Le gouvernement espère récupérer l'année prochaine 2,4 milliards d'euros de recettes grâce aux régularisations de personnes détenant un compte bancaire non déclaré à l'étranger, une manne bienvenue pour boucler le projet de budget 2016, qui sera dévoilé mercredi.
Les "repentis fiscaux" rapportent gros. Depuis la création de la cellule de régularisation des avoirs fiscaux en 2013, près de 44.000 contribuables ont ainsi décidé, selon le ministère des Finances, de se dénoncer à l'administration fiscale pour rapatrier en France leur compte jusque-là détenu en secret à l'étranger.
De "très bons résultats", selon Michel Sapin, qui ont poussé Bercy à revoir à la hausse le montant des recettes inscrit au projet de loi de finances (PLF) 2016.
L'année prochaine, ce sont désormais "2,4 milliards d'euros" qui devraient être récupérés par le fisc, "soit 600 millions de plus qu'anticipé", a précisé le ministre lors d'une visite lundi au pôle déconcentré de régularisation des avoirs détenus à l'étranger de Saint-Germain-en-Laye, près de Paris.
D'après le ministère des Finances, le montant des recettes en 2015 devrait être lui aussi plus important que prévu, de l'ordre de 2,65 milliards d'euros. Une ressource d'autant plus bienvenue que le retour en France des "repentis fiscaux" fait augmenter l'impôt sur la fortune (ISF) perçu par l'administration.
Créé par circulaire en juin 2013, le service de traitement des déclarations rectificatives (STDR) permet aux détenteurs d'un compte non déclaré de se manifester spontanément auprès du fisc. Le régime de majoration et pénalités de droit commun est appliqué, mais avec un aménagement à la baisse pour les contribuables considérés comme "passifs" car ayant hérité d'avoirs auxquels ils n'ont pas touché.
"Cela montre que nous avons eu raison de mettre en place un dispositif de cette nature", a déclaré M. Sapin.
Depuis le 1er juin, devant l'afflux des demandes, sept pôles interrégionaux ont été créés pour renforcer le STDR. Ils sont situés à Paris, Vanves, Saint-Germain-en-Laye, Strasbourg, Bordeaux, Lyon et Marseille.
- "L'arbre qui cache la forêt"? -
A l'origine de cet afflux, qui d'après le ministère des Finances devrait se poursuivre encore quelques années: la peur des contrôles fiscaux, liée aux progrès réalisés en matière de transparence et d'échange d'informations entre les différents pays, notamment la Suisse.
"D'ici quelque temps, les traitements seront plus sévères, plus contraignants. Les personnes concernées le savent", a souligné Christian Eckert, secrétaire d'Etat au Budget, faisant état d'"arrivées de dossiers encore substantielles chaque semaine" sur les bureaux de l'administration.

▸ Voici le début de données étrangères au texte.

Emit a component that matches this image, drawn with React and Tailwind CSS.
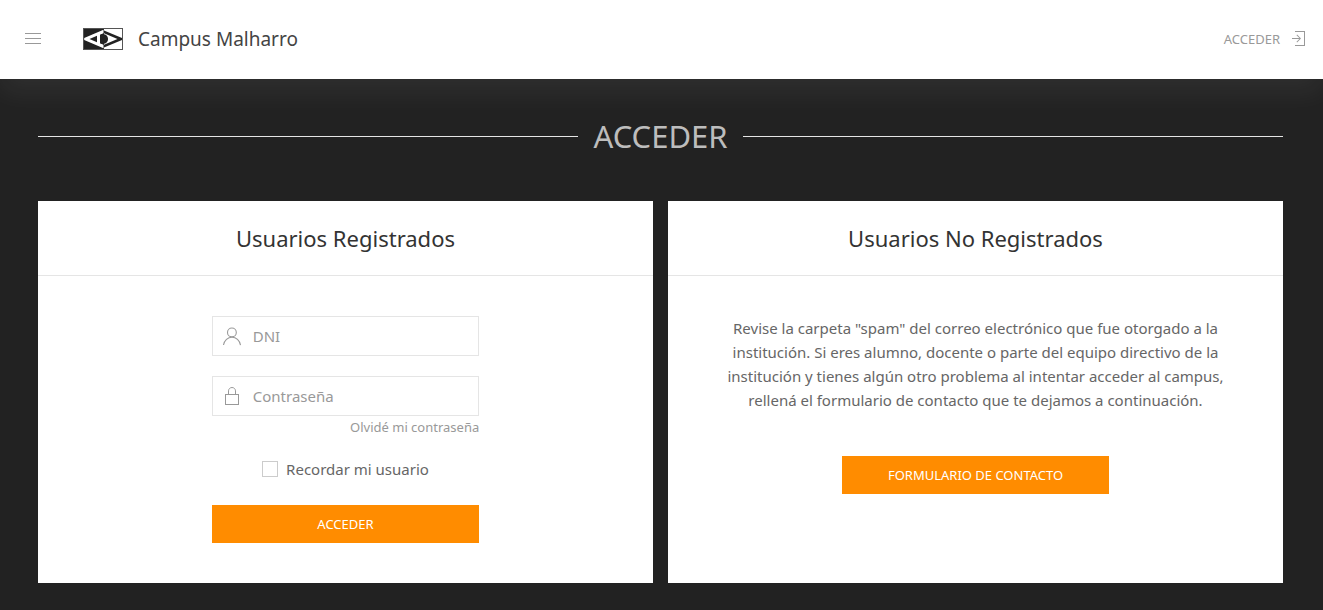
function MenuIcon() {
  return (
    <svg width="20" height="20" viewBox="0 0 20 20" fill="currentColor" aria-hidden="true">
      <rect x="2" y="4" width="16" height="1" />
      <rect x="2" y="9" width="16" height="1" />
      <rect x="2" y="14" width="16" height="1" />
    </svg>
  );
}

function SignInIcon() {
  return (
    <svg width="20" height="20" viewBox="0 0 20 20" fill="currentColor" aria-hidden="true">
      <polygon points="7 2 17 2 17 17 7 17 7 16 16 16 16 3 7 3 7 2" />
      <polygon points="9.1 13.4 8.5 12.8 11.28 10 4 10 4 9 11.28 9 8.5 6.2 9.1 5.62 13 9.5 9.1 13.4" />
    </svg>
  );
}

function UserIcon() {
  return (
    <svg width="20" height="20" viewBox="0 0 20 20" fill="none" stroke="currentColor" strokeWidth="1.1" aria-hidden="true">
      <circle cx="9.9" cy="6.4" r="4.4" />
      <path d="M1.5,19 C2.3,14.5 5.8,11.2 10,11.2 C14.2,11.2 17.7,14.6 18.5,19.2" />
    </svg>
  );
}

function LockIcon() {
  return (
    <svg width="20" height="20" viewBox="0 0 20 20" fill="none" stroke="currentColor" aria-hidden="true">
      <rect x="3.5" y="8.5" width="13" height="10" />
      <path d="M6.5,8 L6.5,4.88 C6.5,3.01 8.07,1.5 10,1.5 C11.93,1.5 13.5,3.01 13.5,4.88 L13.5,8" />
    </svg>
  );
}

function Logo() {
  return (
    <svg width="40" height="22" viewBox="0 0 40 22" aria-hidden="true">
      <rect width="40" height="22" fill="#222" />
      {/* right half */}
      <path d="M21 1H39V10L21 2.5Z" fill="#fff" />
      <path d="M21 21H39V12L21 19.5Z" fill="#fff" />
      <path d="M21 5.2L34.5 11L21 16.8Z" fill="#fff" />
      {/* left half */}
      <path d="M20.5 1.8V5.2L17 6.8V15.2L20.5 16.8V20.2L1.2 12V10Z" fill="#fff" />
      <path d="M14 7.8V14.2L6.5 11Z" fill="#222" />
      {/* pupil */}
      <path d="M17 7L19.5 6C23 6 25 8.2 25 11C25 13.8 23 16 19.5 16L17 15Z" fill="#222" />
      <rect x="0.5" y="0.5" width="39" height="21" fill="none" stroke="#555" />
    </svg>
  );
}

function Field({ id, type, label, icon }) {
  return (
    <div className="relative">
      <label htmlFor={id} className="absolute inset-y-0 left-0 flex w-10 items-center justify-center text-[#999]">
        {icon}
      </label>
      <input
        id={id}
        type={type}
        aria-label={label}
        placeholder={label}
        className="block h-10 w-full border border-[#e5e5e5] bg-white pr-3 pl-10 text-[15px] text-[#666] outline-none placeholder:text-[#999] focus:border-[#ff8c00]"
      />
    </div>
  );
}

function Card({ title, children }) {
  return (
    <section className="bg-white">
      <div className="border-b border-[#e5e5e5] px-10 py-5">
        <h2 className="text-center text-[22px] leading-[34px] text-[#333]">{title}</h2>
      </div>
      <div className="p-10">{children}</div>
    </section>
  );
}

export default function App() {
  return (
    <div className="flex min-h-screen flex-col bg-[#222] font-['Noto_Sans','Open_Sans',sans-serif] text-[15px] leading-6 text-[#666]">
      <header className="relative z-10 flex items-center bg-white px-[15px] pt-[19px] pb-5 shadow-[0_14px_25px_rgba(255,255,255,0.06)]">
        <button type="button" aria-label="Menú" className="mr-10 ml-2 text-[#999]">
          <MenuIcon />
        </button>
        <a href="#" className="flex items-center gap-[15px] text-[19px] leading-10 text-[#444]">
          <Logo />
          Campus Malharro
        </a>
        <a href="#" className="ml-auto flex items-center gap-2 text-[13px] text-[#999]">
          ACCEDER
          <SignInIcon />
        </a>
      </header>

      <main className="grow pt-9 pr-10 pb-7 pl-[38px]">
        <div className="flex items-center gap-[15px]">
          <span className="h-px grow bg-[#e5e5e5]" />
          <h1 className="text-[31px] leading-[42px] text-[#bdbdbd]">ACCEDER</h1>
          <span className="h-px grow bg-[#e5e5e5]" />
        </div>

        <div className="mt-11 grid gap-[15px] md:grid-cols-2">
          <Card title="Usuarios Registrados">
            <form className="mx-auto w-1/2" onSubmit={(e) => e.preventDefault()}>
              <Field id="dni" type="text" label="DNI" icon={<UserIcon />} />
              <div className="mt-5">
                <Field id="password" type="password" label="Contraseña" icon={<LockIcon />} />
              </div>
              <a href="#" className="block text-right text-[13px] leading-[22px] text-[#999]">Olvidé mi contraseña</a>
              <div className="mt-[19px] flex items-center justify-center gap-2">
                <input
                  id="remember"
                  type="checkbox"
                  className="size-4 appearance-none border border-[#ccc] bg-white checked:bg-[#ff8c00]"
                />
                <label htmlFor="remember">Recordar mi usuario</label>
              </div>
              <button type="submit" className="mt-6 block w-full bg-[#ff8c00] text-[13px] leading-[38px] text-white">
                ACCEDER
              </button>
            </form>
          </Card>

          <Card title="Usuarios No Registrados">
            <p className="text-center">
              Revise la carpeta "spam" del correo electrónico que fue otorgado a la institución. Si eres alumno,
              docente o parte del equipo directivo de la institución y tienes algún otro problema al intentar acceder
              al campus, rellená el formulario de contacto que te dejamos a continuación.
            </p>
            <a href="#" className="mx-auto mt-11 block w-1/2 bg-[#ff8c00] text-center text-[13px] leading-[38px] text-white">
              FORMULARIO DE CONTACTO
            </a>
          </Card>
        </div>
      </main>
    </div>
  );
}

A compter de 2017, plus de 50 États, parmi lesquels tous les pays de l'Union européenne, s'échangeront des informations relatives aux comptes bancaires. En 2018, ils seront plus de 90, selon Bercy, qui estime qu'il ne sera alors "plus possible" de "cacher" des avoirs détenus à l'étranger, notamment en Suisse.

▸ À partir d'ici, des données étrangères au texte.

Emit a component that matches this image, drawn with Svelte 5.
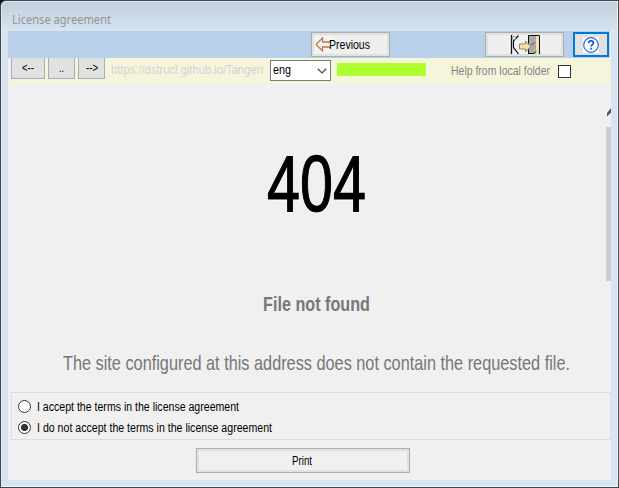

Sur les comptes régularisés par le fisc depuis 2013, 85% étaient ainsi domiciliés dans la confédération helvétique, contre 7% au Lxembourg, les 8% restant étant basés entre autres à Hong Kong ou Singapour. Les avoirs déclarés étaient en moyenne de 735.000 euros.
Ces rapatriements vont bénéficier "aux mesures de justice fiscale en même temps qu'au rétablissement des finances publiques", a assuré Christian Eckert.
Une situation inespérée pour le gouvernement, qui doit trouver des financements dans le cadre de son projet de loi de finances pour compenser la baisse d'impôts de deux milliards d'euros promises en 2016 aux ménages les plus modestes, après déjà un geste fiscal de plus de 3 milliards en 2015.
"Entre 2015 et 2016, ce sont cinq milliards qui devraient être recouvrés" au total par l'administration, reconnaît Michel Sapin. "C'est très exactement le montant des baisses d'impôts qui ont été votées en 2015 et qui vont être proposée en 2016".
Un enthousiasme nuancé par Jean-Marc Le Corronc, du syndicat FO Finances publiques, venu lundi à la rencontre des ministres.
Les repentis fiscaux, "ça fait rentrer beaucoup d'argent mais ça n'est basé que sur du déclaratif, et c'est l'arbre qui cache la forêt", estime-t-il. "Sur les contrôles fiscaux classiques, les efforts fournis ne sont clairement pas à la hauteur des enjeux", ajoute le syndicaliste. Qui redoute que le phénomène ne s'aggrave avec la cure d'austérité prévue en 2016, où quelque 2.500 postes doivent être supprimés à Bercy.